Appena entrato incontravo un mio amico che si chiamava Matteo, poi dopo basta, solo lui.
Ci saran state ventimila persone, ma educate.
Avevo preso su dei libri, dentro la borsa, che avevo pensato “Se mi annoio mi metto a leggere”, solo che poi, non c’era luce.
Una volta Ghirri, il fotografo, aveva accompagnato sua figlia a un concerto di Prince, a Modena, allo stadio, e quando era arrivato la sua prima reazione era stata «Zio canta, che spreco di luce».
Zio canta non l’aveva scritto, me l’immagino io.
Vivevamo di luce riflessa, che dal palco era poca.
Il gruppo, quel che sapevo, che loro a un certo momento si erano accorti che stavan diventando famosi, avevano avuto l’impressione che sarebbero diventati i nuovi U2, han cambiato modo di suonare, di cantare, di vestirsi, han cambiato tutto. Avevan preso una paura.
Le luci più diffuse eran le luci degli smartphone che filmavan dal prato, che a guardare da dove ero io c’era della gente che era stata tutto il concerto con il braccio per aria, tutti dei piccoli cameramen per delle televisioni personali che eran tantissime.
Dopo ho cambiato posto, alla fine, e vicino a dov’ero finito c’era un ragazzo che ballava e una sua amica gli faceva le foto, ripetutamente, e dopo insieme guardavan le foto e lui rideva, e dopo ballava, e lei gli faceva le foto e loro le guardavano e ridevano, e il concerto era come se non gli interessava.
Il concerto era lungo, i cantanti sembravano persone gentili.
Quel che dicevano, io non lo capivo, parlavano inglese, ma non come lo parliamo noi che quello lì si capisce, parlavano inglese come lo parlan gli inglesi che quando parlano non si capisce niente, di quello che dicono.
La canzone più famosa, per esempio, si intitola Creep, che io ho chiesto al mio amico, non lo sapeva, cosa significava.
C’è una traduzione, in rete, vorrebbe dire «Persona sgradevole».
Che praticamente c’è uno che dice, nella canzone, cito a memoria (dalla traduzione): «Tu sei così bella, mi piacerebbe molto, non so, vedi tu, però del resto io sono così una persona sgradevole, lasciamo ben perdere».
Non l’han mica fatta, martedì sera. Gli ricordava forse gli U2, quel periodo lì che stavano per diventare come gli U2.
Che a me piace molto, evitare il contagio, mi sembra sensato.

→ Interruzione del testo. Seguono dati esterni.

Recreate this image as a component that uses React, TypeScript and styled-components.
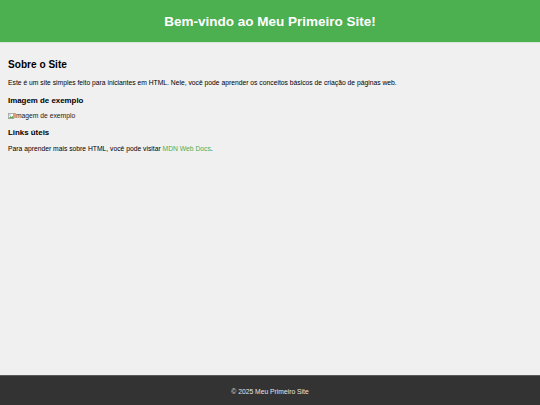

E, un’ultima cosa, quando avevan finito, uscivan dal palco uno alla volta, salutavano e uscivano, uno alla volta, e gli altri intanto continuavano a suonare, la musica continuava, e quando usciva l’ultimo, uguale, la musica continuava, e uno si chiedeva «Ma è stato un imbroglio?», e era bello anche quello.